No, Sir. I should like to make the position quite clear. I have said before that the position of the coal industry would obviously be one of the most important factors that I would take into consideration. I intend, when I receive the proposals, which I have not yet done, to consider them and to reach a decision, and, in view of the interest which the House has taken in this matter, I have given an undertaking that I will make a statement in order to acquaint the House before the decision is actually announced. It is my decision; I must reach it myself.

Will my right hon. Friend bear in mind the paramount importance to British industry of having the cheapest possible supply of power which is available?

In view of the fact that the Minister told us on Monday last that it would be only a few days before he had the report of the Gas Council, how much longer does he think he will have to wait?

Steel Industry (Prices)


asked the Minister of Power, having regard to the increase in fuel oil duty proposed in Clause 2 of the Finance Bill, and the increased annual costs of steel making of approximately £5 million and of approximately £10 million for electricity generation, what general directions he will give to the Central Electricity Generating Board, and what steps he is taking to initiate conversations with the British Iron and Steel Federation, with a view to circumventing increases in prices, respectively, for electricity supplies and steel and negativing any possible inflation of power and steel prices; and whether he will make a statement.

None, Sir. Under the relevant Statutes, any variation of the electricity bulk supply tariff and of the maximum prices of iron and steel products to take account of any increase in fuel oil costs resulting from the imposition of the duty are matters for the Central Electricity Generating Board and the Iron and Steel Board, respectively.

Has not my right hon. Friend perceived the ominous signs in the last few days arising from the imposition of the fuel oil duty; namely, an increase in electricity prices of up to 20 per cent.—as manifested by the Eastern Electricity Board's announcement last week—and the possibility of increases in the price of steel of up to 30s. a ton? How could these price increases be consonant with the policy of Her Majesty's Government which so far has been to increase the competitiveness of British industry in the interest of national exports, not to reduce it?

I think that a great many of my hon. Friend's prognostications depend on the price at which oil is available to those two large consumers. I have not been able, in fact, to make any estimate of the effect of the oil tax on the cost of electricity generation because I do not know how much oil will be used with the changed cost which, in turn, will depend on the price at which oil is available. I therefore think that it is impossible to be dogmatic about it until we know the cost to the consumers of the tax on oil.

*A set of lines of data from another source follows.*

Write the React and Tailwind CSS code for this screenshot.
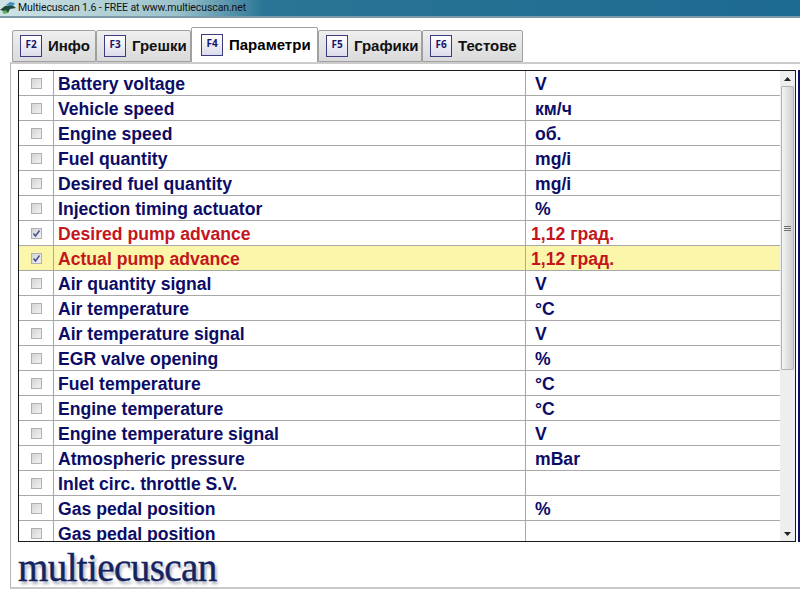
import React from "react";

const rows = [
  { name: "Battery voltage", unit: "V" },
  { name: "Vehicle speed", unit: "км/ч" },
  { name: "Engine speed", unit: "об." },
  { name: "Fuel quantity", unit: "mg/i" },
  { name: "Desired fuel quantity", unit: "mg/i" },
  { name: "Injection timing actuator", unit: "%" },
  { name: "Desired pump advance", value: "1,12 град.", checked: true },
  { name: "Actual pump advance", value: "1,12 град.", checked: true, highlight: true },
  { name: "Air quantity signal", unit: "V" },
  { name: "Air temperature", unit: "°C" },
  { name: "Air temperature signal", unit: "V" },
  { name: "EGR valve opening", unit: "%" },
  { name: "Fuel temperature", unit: "°C" },
  { name: "Engine temperature", unit: "°C" },
  { name: "Engine temperature signal", unit: "V" },
  { name: "Atmospheric pressure", unit: "mBar" },
  { name: "Inlet circ. throttle S.V.", unit: "" },
  { name: "Gas pedal position", unit: "%" },
  { name: "Gas pedal position", unit: "" },
];

const tabs = [
  { key: "F2", label: "Инфо", width: "w-[84px]" },
  { key: "F3", label: "Грешки", width: "w-[95px]" },
  { key: "F4", label: "Параметри", width: "w-[127px]", active: true },
  { key: "F5", label: "Графики", width: "w-[104px]" },
  { key: "F6", label: "Тестове", width: "w-[101px]" },
];

const Checkbox = ({ checked }) => (
  <div className="flex h-[11px] w-[11px] items-center justify-center border border-[#b0b0b0] bg-gradient-to-br from-[#d4d4d4] to-[#f2f2f2]">
    {checked && (
      <svg width="9" height="9" viewBox="0 0 9 9">
        <path d="M1.5 4.5 L3.5 7 L7.5 1.5" fill="none" stroke="#3f4f8f" strokeWidth="1.4" />
      </svg>
    )}
  </div>
);

const Row = ({ row }) => {
  const color = row.checked ? "text-[#c4161c]" : "text-[#0c0c66]";
  return (
    <div
      className={`flex h-[25px] shrink-0 border-b border-[#a8a8a8] ${row.highlight ? "bg-[#fbf6a9]" : "bg-white"} ${color}`}
    >
      <div className="flex w-[35px] shrink-0 items-center justify-center border-r border-[#a8a8a8] pl-[1px]">
        <Checkbox checked={row.checked} />
      </div>
      <div className="flex w-[472px] shrink-0 items-center border-r border-[#a8a8a8] pl-[4px] pt-[2px] text-[17.6px] font-bold">
        {row.name}
      </div>
      <div className={`flex flex-1 items-center pt-[2px] text-[17.6px] font-bold ${row.value ? "pl-[5px]" : "pl-[9px]"}`}>
        {row.value || row.unit}
      </div>
    </div>
  );
};

const Tab = ({ tab }) => (
  <div
    className={`flex shrink-0 items-center gap-[6px] rounded-t-[2px] border border-[#a0a0a0] ${tab.width} ${
      tab.active
        ? "h-[35px] border-b-0 bg-white pl-[9px] text-black"
        : "h-[32px] bg-gradient-to-b from-[#efefef] to-[#dadada] pl-[7px] text-[#111111]"
    }`}
  >
    <div className="flex h-[22px] w-[22px] items-center justify-center border border-[#3b3b80] bg-gradient-to-b from-white to-[#dcdcec] pb-[3px] font-['Open_Sans',sans-serif] text-[10px] font-bold text-[#15156b]">
      {tab.key}
    </div>
    <span className="pt-[1px] text-[15px] font-bold">{tab.label}</span>
  </div>
);

const Scrollbar = () => (
  <div className="flex w-[15px] shrink-0 flex-col items-center bg-[#eeeeee]">
    <div className="flex h-[15px] items-center justify-center text-[#222222]">
      <svg width="7" height="4" viewBox="0 0 7 4">
        <path d="M3.5 0 L7 4 L0 4 Z" fill="currentColor" />
      </svg>
    </div>
    <div className="flex h-[284px] w-[13px] items-center justify-center rounded-[1px] border border-[#b4b4b4] bg-gradient-to-r from-[#f4f4f4] to-[#cfcfd2]">
      <div className="flex flex-col gap-[1px]">
        <div className="h-[1px] w-[7px] bg-[#707070]" />
        <div className="h-[1px] w-[7px] bg-[#707070]" />
        <div className="h-[1px] w-[7px] bg-[#707070]" />
      </div>
    </div>
    <div className="flex-1" />
    <div className="flex h-[15px] items-center justify-center text-[#222222]">
      <svg width="7" height="4" viewBox="0 0 7 4">
        <path d="M0 0 L7 0 L3.5 4 Z" fill="currentColor" />
      </svg>
    </div>
  </div>
);

export default function App() {
  return (
    <div className="flex h-[591px] w-[800px] flex-col overflow-hidden bg-white font-['Liberation_Sans',sans-serif]">
      {/* Title bar */}
      <div className="flex h-[18px] shrink-0 items-center gap-[1px] border-b-2 border-[#7d99a8] bg-[linear-gradient(90deg,#cfe3e5_0%,#9cc3cc_22%,#2a7595_33%,#1d6a92_100%)]">
        <svg width="17" height="14" viewBox="0 0 17 14" className="shrink-0">
          <path d="M0 9 L5 5 L12 4 L16 7 L10 8 L8 12 L4 10 Z" fill="#1f4a3a" />
          <path d="M6 4 L10 1 L15 2 L13 5 Z" fill="#3f8fc0" />
          <path d="M2 11 L6 9 L8 12 L4 13 Z" fill="#5fb060" />
        </svg>
        <span className="font-['Roboto',sans-serif] text-[10.5px] tracking-[-0.1px] text-[#111111]">
          Multiecuscan 1.6 - FREE at www.multiecuscan.net
        </span>
      </div>

      {/* Tabs */}
      <div className="flex h-[44px] shrink-0 items-end pl-[12px]">
        {tabs.map((tab) => (
          <Tab key={tab.key} tab={tab} />
        ))}
      </div>

      {/* Panel */}
      <div className="ml-[10px] flex h-[527px] flex-col border-t-2 border-l border-b-2 border-t-[#cccccc] border-l-[#b4b4b4] border-b-[#c8c8c8] pl-[7px] pt-[6px]">
        <div className="flex h-[472px] shrink-0">
          <div className="flex w-[778px] shrink-0 overflow-hidden border border-[#1a1a1a]">
            <div className="flex flex-1 flex-col overflow-hidden">
              {rows.map((row, i) => (
                <Row key={i} row={row} />
              ))}
            </div>
            <Scrollbar />
          </div>
          <div className="w-[2px] shrink-0" />
          <div className="w-[3px] shrink-0 bg-[#10106a]" />
        </div>
        <div className="flex-1 pt-[4px]">
          <span className="font-['Liberation_Serif',serif] text-[39px] leading-[44px] tracking-[-0.6px] text-[#15245f] [-webkit-text-stroke:0.4px_#15245f] [text-shadow:2px_3px_3px_#a8adba]">
            multiecuscan
          </span>
        </div>
      </div>
    </div>
  );
}
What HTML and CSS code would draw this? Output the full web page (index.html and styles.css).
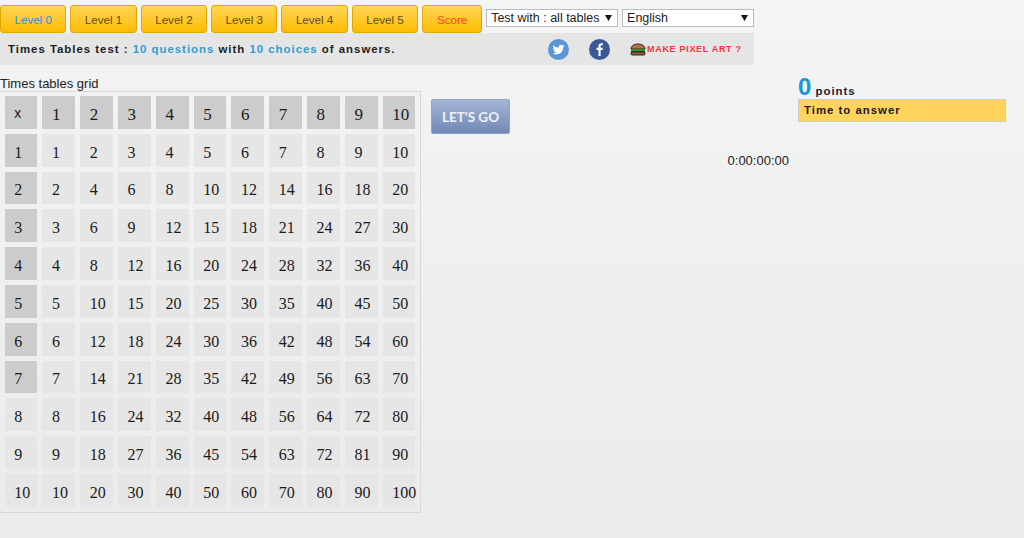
FILE: index.html
```html
<!DOCTYPE html>
<html lang="en">
<head>
  <meta charset="UTF-8">
  <title>Times Tables test</title>
  <link rel="stylesheet" href="styles.css">
</head>
<body>
  <!-- top row: levels and selects -->
  <div class="toolbar">
    <button class="level current">Level 0</button>
    <button class="level">Level 1</button>
    <button class="level">Level 2</button>
    <button class="level">Level 3</button>
    <button class="level">Level 4</button>
    <button class="level">Level 5</button>
    <button class="level score">Score</button>
    <select class="pick pick-test"><option>Test with : all tables</option></select>
    <select class="pick pick-lang"><option>English</option></select>
  </div>

  <!-- info bar -->
  <div class="info">
    <p class="info-text">Times Tables test : <span class="blue">10 questions</span> with <span class="blue">10 choices</span> of answers.</p>
    <svg class="social social-tw" viewBox="0 0 24 24" width="21" height="21">
      <circle cx="12" cy="12" r="12" fill="#5b95d3"/>
      <path fill="#fff" d="M19 7.900c-.5.2-1.100.4-1.600.5.6-.4 1-.9 1.200-1.600-.5.3-1.100.6-1.800.7-.5-.6-1.200-.9-2-.9-1.500 0-2.800 1.300-2.800 2.800 0 .2 0 .4.100.6-2.300-.1-4.400-1.200-5.800-2.900-.2.4-.4.9-.4 1.400 0 1 .5 1.800 1.200 2.300-.5 0-.9-.1-1.300-.3 0 1.400 1 2.500 2.300 2.800-.2.100-.5.100-.7.100-.2 0-.4 0-.5-.1.400 1.100 1.400 1.900 2.600 2-1 .8-2.200 1.200-3.500 1.200H5c1.200.8 2.700 1.300 4.300 1.300 5.200 0 8-4.300 8-8v-.4c.7-.4 1.200-.9 1.700-1.500z"/>
    </svg>
    <svg class="social social-fb" viewBox="0 0 24 24" width="21" height="21">
      <circle cx="12" cy="12" r="12" fill="#3b5998"/>
      <path fill="#fff" d="M13.300 19.500v-6.800h2.200l.3-2.600h-2.500V8.500c0-.8.200-1.300 1.300-1.300h1.300V4.900c-.3 0-1-.1-1.900-.1-1.900 0-3.200 1.200-3.200 3.300v2H8.600v2.600h2.200v6.800z"/>
    </svg>
    <a class="pixel-link">
      <svg class="burger" viewBox="0 0 16 13" width="16" height="13">
        <path fill="#b5714a" stroke="#3a2a20" stroke-width="1" d="M1 6c0-3 3-5 7-5s7 2 7 5z"/>
        <rect x="1" y="6" width="14" height="2" fill="#1f9a2b"/>
        <rect x="1" y="8" width="14" height="1" fill="#5a2d16"/>
        <rect x="1" y="9" width="14" height="3" rx="1" fill="#8a5a3a" stroke="#3a2a20" stroke-width="1"/>
      </svg>
      <span>MAKE PIXEL ART ?</span>
    </a>
  </div>

  <div class="main">
    <!-- grid -->
    <div class="left">
      <div class="grid-title">Times tables grid</div>
      <div class="grid">
        <div class="cell head small">x</div><div class="cell head big">1</div><div class="cell head big">2</div><div class="cell head big">3</div><div class="cell head big">4</div><div class="cell head big">5</div><div class="cell head big">6</div><div class="cell head big">7</div><div class="cell head big">8</div><div class="cell head big">9</div><div class="cell head big">10</div>
        <div class="cell head">1</div><div class="cell">1</div><div class="cell">2</div><div class="cell">3</div><div class="cell">4</div><div class="cell">5</div><div class="cell">6</div><div class="cell">7</div><div class="cell">8</div><div class="cell">9</div><div class="cell">10</div>
        <div class="cell head">2</div><div class="cell">2</div><div class="cell">4</div><div class="cell">6</div><div class="cell">8</div><div class="cell">10</div><div class="cell">12</div><div class="cell">14</div><div class="cell">16</div><div class="cell">18</div><div class="cell">20</div>
        <div class="cell head">3</div><div class="cell">3</div><div class="cell">6</div><div class="cell">9</div><div class="cell">12</div><div class="cell">15</div><div class="cell">18</div><div class="cell">21</div><div class="cell">24</div><div class="cell">27</div><div class="cell">30</div>
        <div class="cell head">4</div><div class="cell">4</div><div class="cell">8</div><div class="cell">12</div><div class="cell">16</div><div class="cell">20</div><div class="cell">24</div><div class="cell">28</div><div class="cell">32</div><div class="cell">36</div><div class="cell">40</div>
        <div class="cell head">5</div><div class="cell">5</div><div class="cell">10</div><div class="cell">15</div><div class="cell">20</div><div class="cell">25</div><div class="cell">30</div><div class="cell">35</div><div class="cell">40</div><div class="cell">45</div><div class="cell">50</div>
        <div class="cell head">6</div><div class="cell">6</div><div class="cell">12</div><div class="cell">18</div><div class="cell">24</div><div class="cell">30</div><div class="cell">36</div><div class="cell">42</div><div class="cell">48</div><div class="cell">54</div><div class="cell">60</div>
        <div class="cell head">7</div><div class="cell">7</div><div class="cell">14</div><div class="cell">21</div><div class="cell">28</div><div class="cell">35</div><div class="cell">42</div><div class="cell">49</div><div class="cell">56</div><div class="cell">63</div><div class="cell">70</div>
        <div class="cell">8</div><div class="cell">8</div><div class="cell">16</div><div class="cell">24</div><div class="cell">32</div><div class="cell">40</div><div class="cell">48</div><div class="cell">56</div><div class="cell">64</div><div class="cell">72</div><div class="cell">80</div>
        <div class="cell">9</div><div class="cell">9</div><div class="cell">18</div><div class="cell">27</div><div class="cell">36</div><div class="cell">45</div><div class="cell">54</div><div class="cell">63</div><div class="cell">72</div><div class="cell">81</div><div class="cell">90</div>
        <div class="cell">10</div><div class="cell">10</div><div class="cell">20</div><div class="cell">30</div><div class="cell">40</div><div class="cell">50</div><div class="cell">60</div><div class="cell">70</div><div class="cell">80</div><div class="cell">90</div><div class="cell">100</div>
      </div>
    </div>

    <!-- start button and timer -->
    <div class="middle">
      <button class="go">LET'S GO</button>
      <div class="timer">0:00:00:00</div>
    </div>

    <!-- score -->
    <div class="right">
      <div class="points"><span class="points-num">0</span> points</div>
      <div class="time-bar">Time to answer</div>
    </div>
  </div>
</body>
</html>
```

FILE: styles.css
```css
html {
  height: 100%;
}

body {
  margin: 0;
  height: 538px;
  overflow: hidden;
  font-family: "Liberation Sans", Arial, sans-serif;
  color: #222;
  background: linear-gradient(#f3f4f4, #ebebeb);
}

/* ===== Top row ===== */
.toolbar {
  display: flex;
  align-items: flex-start;
  gap: 4px;
  width: 754px;
  height: 28px;
  padding-top: 5px;
}

.level {
  width: 66.4px;
  height: 28px;
  padding: 0;
  border: 1px solid #e0a800;
  border-radius: 3px;
  background: linear-gradient(#ffd659, #ffbb00);
  font-family: inherit;
  font-size: 11.6px;
  color: #5c5020;
}

.level.current {
  color: #2199d8;
}

.level.score {
  width: 60px;
  color: #f5452c;
}

.pick {
  appearance: none;
  width: 132px;
  height: 18px;
  margin-top: 4px;
  padding: 0 0 0 4px;
  border: 1px solid #bbb;
  border-radius: 0;
  background: #fff url("data:image/svg+xml,%3Csvg xmlns='http://www.w3.org/2000/svg' width='7' height='6'%3E%3Cpath d='M0 0h7L3.500 6z' fill='%23111'/%3E%3C/svg%3E") no-repeat right 5px center;
  font-family: inherit;
  font-size: 12.5px;
  color: #222;
}

/* ===== Info bar ===== */
.info {
  display: flex;
  align-items: center;
  width: 754px;
  height: 32px;
  background: #e5e5e5;
}

.info-text {
  width: 540px;
  margin: 0 0 0 8px;
  font-size: 11.4px;
  font-weight: bold;
  letter-spacing: 1px;
  white-space: nowrap;
  color: #1c1c24;
}

.blue {
  color: #2b9ed8;
}

.social-fb {
  margin-left: 20px;
}

.pixel-link {
  display: flex;
  align-items: center;
  gap: 1px;
  margin-left: 20px;
  font-size: 9px;
  font-weight: bold;
  letter-spacing: 0.7px;
  white-space: nowrap;
  color: #f5333c;
}

/* ===== Main ===== */
.main {
  display: flex;
}

.left {
  width: 421px;
  margin-top: 11px;
}

.grid-title {
  height: 15px;
  font-size: 13px;
  line-height: 15px;
}

.grid {
  display: grid;
  grid-template-columns: repeat(11, minmax(0, 1fr));
  grid-auto-rows: 32.8px;
  gap: 5px;
  width: 410.8px;
  height: 412px;
  padding: 4px 4.5px 4px 4.7px;
  border: 1px solid #d8d8d8;
  border-left: 0;
}

.cell {
  display: flex;
  align-items: center;
  box-sizing: border-box;
  padding: 5px 0 0 9.5px;
  background: #e6e6e6;
  font-family: "Liberation Serif", "Times New Roman", serif;
  font-size: 16px;
  color: #1a1a1a;
}

.cell.head {
  background: #cccccc;
}

.cell.big {
  font-size: 17px;
}

.cell.small {
  padding-top: 2px;
  font-family: "Liberation Sans", Arial, sans-serif;
  font-size: 14px;
}

/* ===== Middle ===== */
.middle {
  display: flex;
  flex-direction: column;
  align-items: flex-start;
  width: 358px;
  margin-left: 10px;
  padding-top: 34px;
}

.go {
  width: 79px;
  height: 35px;
  padding: 0;
  border: 1px solid #8fa5cc;
  border-radius: 2px;
  background: linear-gradient(#a3b5d6, #7189b5);
  font-family: "Lato", sans-serif;
  font-size: 13.5px;
  font-weight: bold;
  color: #eef2f8;
}

.timer {
  align-self: flex-end;
  margin-top: 19px;
  font-size: 13px;
  line-height: 15px;
}

/* ===== Right ===== */
.right {
  width: 208px;
  margin-left: 9px;
  padding-top: 10px;
}

.points {
  height: 24px;
  line-height: 24px;
  font-size: 11.4px;
  font-weight: bold;
  letter-spacing: 1px;
  color: #1c1c30;
}

.points-num {
  font-size: 24px;
  letter-spacing: 0;
  color: #1a96d2;
}

.time-bar {
  height: 21px;
  line-height: 21px;
  padding-left: 5px;
  border: 1px solid #ccc;
  background: #ffd35c;
  font-size: 11.4px;
  font-weight: bold;
  letter-spacing: 1px;
  color: #1c1c24;
}
```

In considering steel prices, will the Minister look at the price-fixing arrangements in this section of industry and inquire why there are fixed prices for delivery in any part of the country no matter what cost may be in- volved? Will he also look at the prospects of reducing steel prices? I know that they are still lower than those of a great many other countries, but in view of the fantastically high profits which the large steel companies have been making for the last few years, is there not a case for reducing the level of these prices?

As the hon. Gentleman knows, the Iron and Steel Board has a statutory responsibility, and I see no reason—certainly not hypothetically for the future—for interfering with the responsibility that has been placed on that Board by Statute.

Nuclear Power Station, Trawsfynydd


asked the Minister of Power what will be the total cost of erection of the nuclear power station at Trawsfynydd, Merioneth.

The total cost of the station, including the nuclear fuel charge, is expected to be about £75 million.

I should like to ask, not in a critical spirit but merely for information, whether work on this project is going on all round the clock? If so, what is the extra cost of doing the work all round the clock as compared with doing it in normal hours?

As far as my right hon. Friend is aware, tenders have been submitted and one tender has been accepted, and the work goes on according to the contractor's desire.